Aim.
Select all lines with the string "that" in them, and copy those lines.
^^^^^^^^
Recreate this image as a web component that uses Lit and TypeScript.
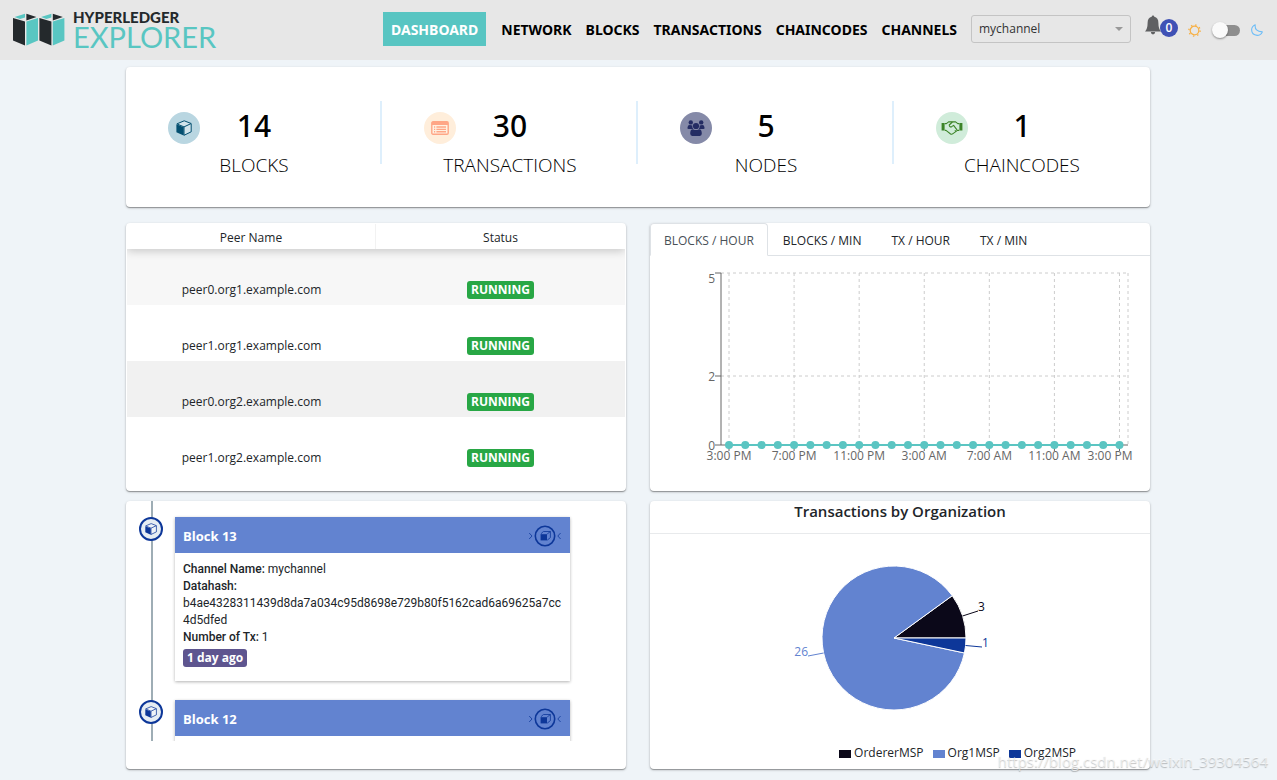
import { LitElement, html, svg, css } from "lit";
import { customElement, state } from "lit/decorators.js";

const FONT = css`"Open Sans", "Noto Sans", sans-serif`;

const cubeIcon = (size: number) => html`
  <svg width=${size} height=${size} viewBox="0 0 16 16" aria-hidden="true">
    <path d="M0.4 4.2 L7.7 7.2 V15.6 L0.4 12.2 Z" fill="currentColor" />
    <path d="M0.9 3.9 L8.2 0.8 L15.2 3.5 L8 6.9 Z M15.2 3.8 V11.8 L8 15.3 V7"
      fill="rgba(255,255,255,.35)" stroke="currentColor" stroke-width="1" stroke-linejoin="round" />
  </svg>`;

const listIcon = html`
  <svg width="18" height="14" viewBox="0 0 18 14" aria-hidden="true">
    <rect x="0.8" y="0.8" width="16.4" height="12.4" rx="1.2" fill="#fff" fill-opacity=".2" stroke="#ffa686" stroke-width="1.4" />
    <path d="M1 1H17V4H1Z" fill="#ffa686" />
    <path d="M5.4 6H15 M5.4 8.4H15 M5.4 10.8H15 M3 6H4.2 M3 8.4H4.2 M3 10.8H4.2" stroke="#ffa686" stroke-width="1.4" />
  </svg>`;

const usersIcon = html`
  <svg width="18" height="16" viewBox="0 0 18 16" fill="#242c63" aria-hidden="true">
    <circle cx="3.8" cy="2.4" r="2.2" /><circle cx="14.2" cy="2.4" r="2.2" />
    <path d="M0.5 8.6 V7.4 Q0.7 4.8 3 5 L5.3 5.6 Q5 7.6 6.2 9 H1.6 Q0.5 9 0.5 8.6 Z" />
    <path d="M17.5 8.6 V7.4 Q17.3 4.8 15 5 L12.7 5.6 Q13 7.6 11.8 9 H16.4 Q17.5 9 17.5 8.6 Z" />
    <circle cx="9" cy="6" r="3.1" />
    <path d="M3.2 13.6 Q3.2 9.2 6 9.2 Q9 11 12 9.2 Q14.8 9.2 14.8 13.6 Q14.8 16 12.8 16 H5.2 Q3.2 16 3.2 13.6 Z" />
  </svg>`;

const handshakeIcon = html`
  <svg width="22" height="14" viewBox="0 0 22 14" fill="none" stroke="#3c8428" stroke-width="1.1" stroke-linejoin="round" aria-hidden="true">
    <path d="M0.6 2H3.6V9.6H0.6Z M18.4 2H21.4V9.6H18.4Z" fill="#3c8428" stroke="none" />
    <path d="M3.8 2.6 H5.4 L7.6 0.9 H14.6 L16.8 2.6 H18.2 M3.8 9.4 H5 L9.6 13 Q10.8 13.6 12 12.6 L16.4 9.4 H18.2" />
    <path d="M11.4 1 L8.2 4 Q8.6 6.8 11 5.4 L12.6 4.4 L16 8.8 M13.8 9.4 L15 10.4" />
  </svg>`;

const bellIcon = html`
  <svg width="16" height="20" viewBox="0 0 16 20" fill="#5f6062" aria-hidden="true">
    <path d="M8 0.4 Q9.3 0.4 9.3 1.8 Q13.4 2.8 13.4 8 Q13.4 14 16 16.4 H0 Q2.6 14 2.6 8 Q2.6 2.8 6.7 1.8 Q6.7 0.4 8 0.4 Z" />
    <path d="M5.8 17 H10.2 Q10 19.4 8 19.4 Q6 19.4 5.8 17 Z" />
  </svg>`;

const sunIcon = html`
  <svg width="13" height="13" viewBox="0 0 13 13" fill="none" stroke="#f7b045" aria-hidden="true">
    <circle cx="6.5" cy="6.5" r="4.3" stroke-width="1.2" />
    <circle cx="6.5" cy="6.5" r="5.6" stroke-width="1.4" stroke-dasharray="1.4 3" />
  </svg>`;

const moonIcon = html`
  <svg width="12" height="12" viewBox="0 0 12 12" fill="none" stroke="#6dbdf7" stroke-width="1.1" stroke-linejoin="round" aria-hidden="true">
    <path d="M4.2 0.7 Q3.4 7.6 11.3 7.9 Q9.6 11.4 6.2 11.4 Q0.7 11 0.6 5.8 Q0.8 2.2 4.2 0.7 Z" />
  </svg>`;

const blockFindIcon = html`
  <svg width="34" height="22" viewBox="0 0 34 22" fill="none" stroke="#0d3799" aria-hidden="true">
    <circle cx="17" cy="11" r="9.7" stroke-width="1.6" />
    <path d="M1.2 8 L4 11 L1.2 14 M32.6 8 L29.8 11 L32.6 14" stroke-width=".8" />
    <path d="M12.6 9.2 H19 V15.4 H12.6 Z" fill="#0d3799" stroke="none" />
    <path d="M12.9 8.8 L15.4 6.5 H22.4 L19.2 9 M22.4 6.5 V12.6 L19.2 15.2" stroke-width=".8" />
  </svg>`;

const logoMark = html`
  <svg width="52" height="33" viewBox="0 0 52 33" aria-hidden="true">
    ${[0, 26.4].map(
      (dx) => svg`<g transform="translate(${dx} 0)">
        <path d="M0 5 L12 8.6 V32.4 L0 27.6 Z" fill="#24292c" />
        <path d="M13.4 8.6 L25 5 V27.6 L13.4 32.4 Z" fill="#59c6c2" />
        <path d="M1.6 4 L12 0.8 V4.4 L7 6 Z" fill="#59c6c2" />
        <path d="M13.4 0.8 L23.4 4 L13.4 7.4 Z" fill="#24292c" />
      </g>`
    )}
  </svg>`;

@customElement("app-root")
export class AppRoot extends LitElement {
  static styles = css`
    :host {
      display: block;
      position: relative;
      box-sizing: border-box;
      min-height: 100vh;
      background: #eff4f8;
      color: #212529;
      font: 12px/20px ${FONT};
    }
    * { box-sizing: border-box; }
    button, select { font: inherit; color: inherit; border: 0; background: none; margin: 0; padding: 0; }
    svg { display: block; }

    header {
      display: flex;
      align-items: center;
      height: 60px;
      padding: 0 14px 2px 13px;
      background: #e7e7e7;
    }
    .logo { display: flex; align-items: center; gap: 8px; text-decoration: none; }
    .words { display: grid; padding-top: 1px; font-family: Lato, sans-serif; }
    .hyper { font-weight: 900; font-size: 15px; line-height: 14px; color: #24292c; }
    .explorer { font-weight: 400; font-size: 29px; line-height: 26px; color: #59c6c2; }
    nav { display: flex; margin-left: auto; margin-right: 7px; }
    nav a {
      padding: 1px 7px 0;
      line-height: 33px;
      font-family: "Noto Sans", sans-serif;
      font-size: 14px;
      font-weight: 700;
      color: #000;
      text-decoration: none;
    }
    nav a.active { background: #58c5c2; color: #fff; padding: 1px 8px 0; margin-right: 8px; }
    .channel { display: grid; align-items: center; width: 160px; }
    .channel > * { grid-area: 1 / 1; }
    .channel select {
      appearance: none;
      height: 28px;
      padding: 0 7px;
      border: 1px solid #c4c4c4;
      border-radius: 3px;
      color: #333;
    }
    .caret {
      justify-self: end;
      margin-right: 8px;
      border: 4px solid transparent;
      border-top-color: #999;
      border-bottom: 0;
      pointer-events: none;
    }
    .bell { display: flex; margin-left: 14px; align-self: start; padding-top: 15px; }
    .count {
      width: 18px;
      height: 18px;
      margin: 4px 0 0 -1px;
      border-radius: 50%;
      background: #3f51b5;
      color: #fff;
      font-size: 12px;
      font-weight: 600;
      line-height: 18px;
    }
    .theme { display: flex; align-items: center; gap: 11px; margin-left: 10px; padding-top: 2px; }
    .switch { appearance: none; display: grid; align-items: center; width: 28px; height: 16px; margin: 0; }
    .switch::before, .switch::after { content: ""; grid-area: 1 / 1; }
    .switch::before { justify-self: end; width: 22px; height: 11px; border-radius: 6px; background: #8e8e8e; }
    .switch::after {
      width: 16px;
      height: 16px;
      border-radius: 50%;
      background: #fafafa;
      box-shadow: 0 1px 2px rgba(0, 0, 0, .4);
    }

    main {
      display: grid;
      grid-template-columns: 1fr 1fr;
      gap: 10px 24px;
      max-width: 1025px;
      margin: 0 auto;
      padding: 7px 1px 11px 0;
    }
    .card {
      min-width: 0;
      background: #fff;
      border-radius: 4px;
      box-shadow: 0 1px 1px rgba(0, 0, 0, .3), 0 1px 3px rgba(0, 0, 0, .2);
    }
    .stats {
      grid-column: 1 / -1;
      display: grid;
      grid-template-columns: repeat(4, 1fr);
      height: 140px;
      margin-bottom: 6px;
      padding-top: 34px;
    }
    .stat {
      display: grid;
      grid-template-columns: 74px 1fr 74px;
      align-content: start;
      color: #000;
      text-align: center;
      background: linear-gradient(#deeffc, #deeffc) right top / 2px 63px no-repeat;
    }
    .stat:last-child { background: none; }
    .badge { display: grid; place-items: center; justify-self: end; width: 32px; height: 32px; margin-top: 11px; border-radius: 50%; }
    .badge.blue { background: #b9d6e1; color: #034f70; }
    .badge.orange { background: #ffeedb; }
    .badge.navy { background: #858aa8; }
    .badge.green { background: #d0ecda; }
    .num { font-family: "Noto Sans", sans-serif; font-size: 30px; line-height: 50px; font-weight: 500; }
    .label { grid-column: 1 / -1; font-size: 19px; line-height: 28px; font-weight: 300; }

    .pane { height: 268px; }
    table { width: 100%; padding: 1px 1px 0; border-spacing: 0; table-layout: fixed; text-align: center; }
    thead { position: relative; box-shadow: 0 2px 10px rgba(0, 0, 0, .2); clip-path: inset(0 0 -14px 0); }
    th { height: 25px; padding: 2px 0 0; font-weight: 400; background: #fff; }
    th:first-child { border-right: 1px solid #f2f2f2; }
    td { height: 56px; padding: 25px 0 0; }
    tr.odd { background: #f7f7f7; }
    tr.hover { background: #f1f1f1; }
    .tag {
      display: inline-block;
      padding: 0 4px;
      border-radius: 3px;
      font-size: 12px;
      font-weight: 700;
      line-height: 18px;
      color: #fff;
    }
    .tag.run { background: #28a745; }
    .tag.age { background: #5e558f; }

    .tabs { display: flex; height: 33px; border-bottom: 1px solid #dee2e6; }
    .tabs button { height: 33px; padding: 2px 14px 0; border: 1px solid transparent; }
    .tabs button.on {
      background: #fff;
      color: #495057;
      padding: 2px 13px 0;
      border-color: #dee2e6 #dee2e6 #fff;
      border-radius: 4px 4px 0 0;
    }
    .plot { width: 100%; }

    .scroll {
      height: 240px;
      overflow: hidden;
      padding: 16px 56px 0 13px;
      background: linear-gradient(#9eadb5, #9eadb5) 25px 0 / 2px 100% no-repeat;
    }
    .event { display: flex; gap: 12px; margin-bottom: 19px; }
    .dot {
      flex: none;
      display: grid;
      place-items: center;
      width: 24px;
      height: 24px;
      border: 2px solid #0d3799;
      border-radius: 50%;
      background: #e6edf3;
      color: #0d3799;
    }
    .block { flex: 1; min-width: 0; background: #fff; box-shadow: 0 1px 3px rgba(0, 0, 0, .3); }
    .block h3 {
      display: flex;
      justify-content: space-between;
      align-items: center;
      height: 36px;
      margin: 0;
      padding: 2px 8px 0;
      background: #6283d0;
      color: #fff;
      font-size: 13px;
      font-weight: 700;
    }
    .info { height: 128px; padding: 8px; font: 12px/17px Roboto, sans-serif; }
    .info p { margin: 0; overflow-wrap: anywhere; }
    .info b { font-weight: 500; }
    .info .tag { margin-top: 3px; font-family: ${FONT}; }

    .org { display: flex; flex-direction: column; }
    .org h2 {
      height: 33px;
      margin: 0;
      border-bottom: 1px solid #e8eaec;
      font-size: 15px;
      font-weight: 600;
      line-height: 20px;
      text-align: center;
    }
    .legend { display: flex; justify-content: flex-end; gap: 9px; margin: 0; padding: 1px 74px 0 0; list-style: none; line-height: 18px; }
    .legend li { display: flex; align-items: center; gap: 3px; }
    .swatch { width: 12px; height: 8px; margin-top: 2px; }
    .swatch.a { background: #0b0819; }
    .swatch.b { background: #6283d0; }
    .swatch.c { background: #0d3799; }

    .mark {
      position: absolute;
      right: 9px;
      bottom: 9px;
      font-size: 15px;
      color: rgba(255, 255, 255, .6);
      text-shadow: 0 1px 1px rgba(0, 0, 0, .25);
      pointer-events: none;
    }
  `;

  @state() private tab = 0;

  private stats = [
    { tone: "blue", icon: cubeIcon(16), value: 14, label: "BLOCKS" },
    { tone: "orange", icon: listIcon, value: 30, label: "TRANSACTIONS" },
    { tone: "navy", icon: usersIcon, value: 5, label: "NODES" },
    { tone: "green", icon: handshakeIcon, value: 1, label: "CHAINCODES" },
  ];

  private blocks = [
    { n: 13, hash: "b4ae4328311439d8da7a034c95d8698e729b80f5162cad6a69625a7cc4d5dfed" },
    { n: 12, hash: "" },
  ];

  private renderHeader() {
    const items = ["DASHBOARD", "NETWORK", "BLOCKS", "TRANSACTIONS", "CHAINCODES", "CHANNELS"];
    return html`<header>
      <a class="logo" href="#">
        ${logoMark}
        <span class="words"><span class="hyper">HYPERLEDGER</span><span class="explorer">EXPLORER</span></span>
      </a>
      <nav>${items.map((t, i) => html`<a href="#" class=${i ? "" : "active"}>${t}</a>`)}</nav>
      <div class="channel">
        <select aria-label="Channel"><option>mychannel</option></select>
        <span class="caret"></span>
      </div>
      <button class="bell" aria-label="Notifications">${bellIcon}<span class="count">0</span></button>
      <label class="theme">${sunIcon}<input class="switch" type="checkbox" aria-label="Dark theme" />${moonIcon}</label>
    </header>`;
  }

  private renderLineChart() {
    const step = 16.27;
    const x0 = 79;
    const labels = ["3:00 PM", "7:00 PM", "11:00 PM", "3:00 AM", "7:00 AM", "11:00 AM", "3:00 PM"];
    const dots = Array.from({ length: 25 }, (_, i) => x0 + i * step);
    // The last label is pulled in so that it ends inside the plot.
    const labelX = (i: number) => Math.min(x0 + i * 4 * step, 460);
    return html`<svg class="plot" viewBox="0 0 500 220" role="img" aria-label="Blocks per hour">
      <g stroke="#ccc" stroke-dasharray="3 3">
        ${labels.map((_, i) => svg`<line x1=${x0 + i * 4 * step} x2=${x0 + i * 4 * step} y1="17" y2="189" />`)}
        <line x1="478" x2="478" y1="17" y2="189" />
        <line x1="71" x2="478" y1="17" y2="17" /><line x1="71" x2="478" y1="120" y2="120" />
      </g>
      <g stroke="#666">
        <line x1="71" x2="71" y1="17" y2="189" /><line x1="71" x2="478" y1="189" y2="189" />
        ${[17, 120, 189].map((y) => svg`<line x1="65" x2="71" y1=${y} y2=${y} />`)}
        ${labels.map((_, i) => svg`<line x1=${x0 + i * 4 * step} x2=${x0 + i * 4 * step} y1="189" y2="195" />`)}
      </g>
      <g fill="#666" text-anchor="end">
        <text x="65" y="27">5</text><text x="65" y="125">2</text><text x="65" y="194">0</text>
      </g>
      <g fill="#666" text-anchor="middle">
        ${labels.map((t, i) => svg`<text x=${labelX(i)} y="204">${t}</text>`)}
      </g>
      <line x1=${x0} x2=${x0 + 24 * step} y1="189" y2="189" stroke="#5bc5c2" stroke-width="2" />
      ${dots.map((x) => svg`<circle cx=${x} cy="189" r="4" fill="#5bc5c2" />`)}
    </svg>`;
  }

  private renderPie() {
    const cx = 244, cy = 104, r = 72;
    const pt = (deg: number) => {
      const a = (deg * Math.PI) / 180;
      return `${(cx + r * Math.cos(a)).toFixed(2)} ${(cy - r * Math.sin(a)).toFixed(2)}`;
    };
    const slice = (from: number, to: number, fill: string) =>
      svg`<path d="M${cx} ${cy} L${pt(from)} A${r} ${r} 0 ${to - from > 180 ? 1 : 0} 0 ${pt(to)} Z" fill=${fill} stroke="#fff" />`;
    return html`<svg class="plot" viewBox="0 0 500 209" role="img" aria-label="Transactions by organization">
      ${slice(0, 36, "#0b0819")} ${slice(36, 348, "#6283d0")} ${slice(348, 360, "#0d3799")}
      <path d="M312.5 82 L328 77" stroke="#0b0819" fill="none" />
      <path d="M315.6 111.5 L332 113" stroke="#0d3799" fill="none" />
      <path d="M173.6 119 L158 122" stroke="#6283d0" fill="none" />
      <text x="328" y="77" fill="#0b0819">3</text>
      <text x="332" y="113" fill="#0d3799">1</text>
      <text x="158" y="122" fill="#6283d0" text-anchor="end">26</text>
    </svg>`;
  }

  render() {
    const peers = ["peer0.org1", "peer1.org1", "peer0.org2", "peer1.org2"];
    const tabs = ["BLOCKS / HOUR", "BLOCKS / MIN", "TX / HOUR", "TX / MIN"];
    return html`
      ${this.renderHeader()}
      <main>
        <section class="card stats">
          ${this.stats.map(
            (s) => html`<div class="stat">
              <span class="badge ${s.tone}">${s.icon}</span>
              <span class="num">${s.value}</span>
              <span class="label">${s.label}</span>
            </div>`
          )}
        </section>
        <section class="card pane">
          <table>
            <thead><tr><th>Peer Name</th><th>Status</th></tr></thead>
            <tbody>
              ${peers.map(
                (p, i) => html`<tr class=${["odd", "", "hover", ""][i]}>
                  <td>${p}.example.com</td>
                  <td><span class="tag run">RUNNING</span></td>
                </tr>`
              )}
            </tbody>
          </table>
        </section>
        <section class="card pane">
          <div class="tabs" role="tablist">
            ${tabs.map(
              (t, i) => html`<button role="tab" class=${i === this.tab ? "on" : ""} @click=${() => (this.tab = i)}>${t}</button>`
            )}
          </div>
          ${this.renderLineChart()}
        </section>
        <section class="card pane">
          <div class="scroll">
            ${this.blocks.map(
              (b) => html`<article class="event">
                <span class="dot">${cubeIcon(12)}</span>
                <div class="block">
                  <h3>Block ${b.n} ${blockFindIcon}</h3>
                  <div class="info">
                    ${b.hash
                      ? html`<p><b>Channel Name:</b> mychannel</p>
                          <p><b>Datahash:</b><br />${b.hash}</p>
                          <p><b>Number of Tx:</b> 1</p>
                          <span class="tag age">1 day ago</span>`
                      : ""}
                  </div>
                </div>
              </article>`
            )}
          </div>
        </section>
        <section class="card pane org">
          <h2>Transactions by Organization</h2>
          ${this.renderPie()}
          <ul class="legend">
            <li><span class="swatch a"></span>OrdererMSP</li>
            <li><span class="swatch b"></span>Org1MSP</li>
            <li><span class="swatch c"></span>Org2MSP</li>
          </ul>
        </section>
      </main>
      <span class="mark">https://blog.csdn.net/weixin_39304564</span>
    `;
  }
}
^^^^^^^^
Solution to the exercise.
Recreate this image as a web component that uses Lit and TypeScript.
    // The last label is pulled in so that it ends inside the plot.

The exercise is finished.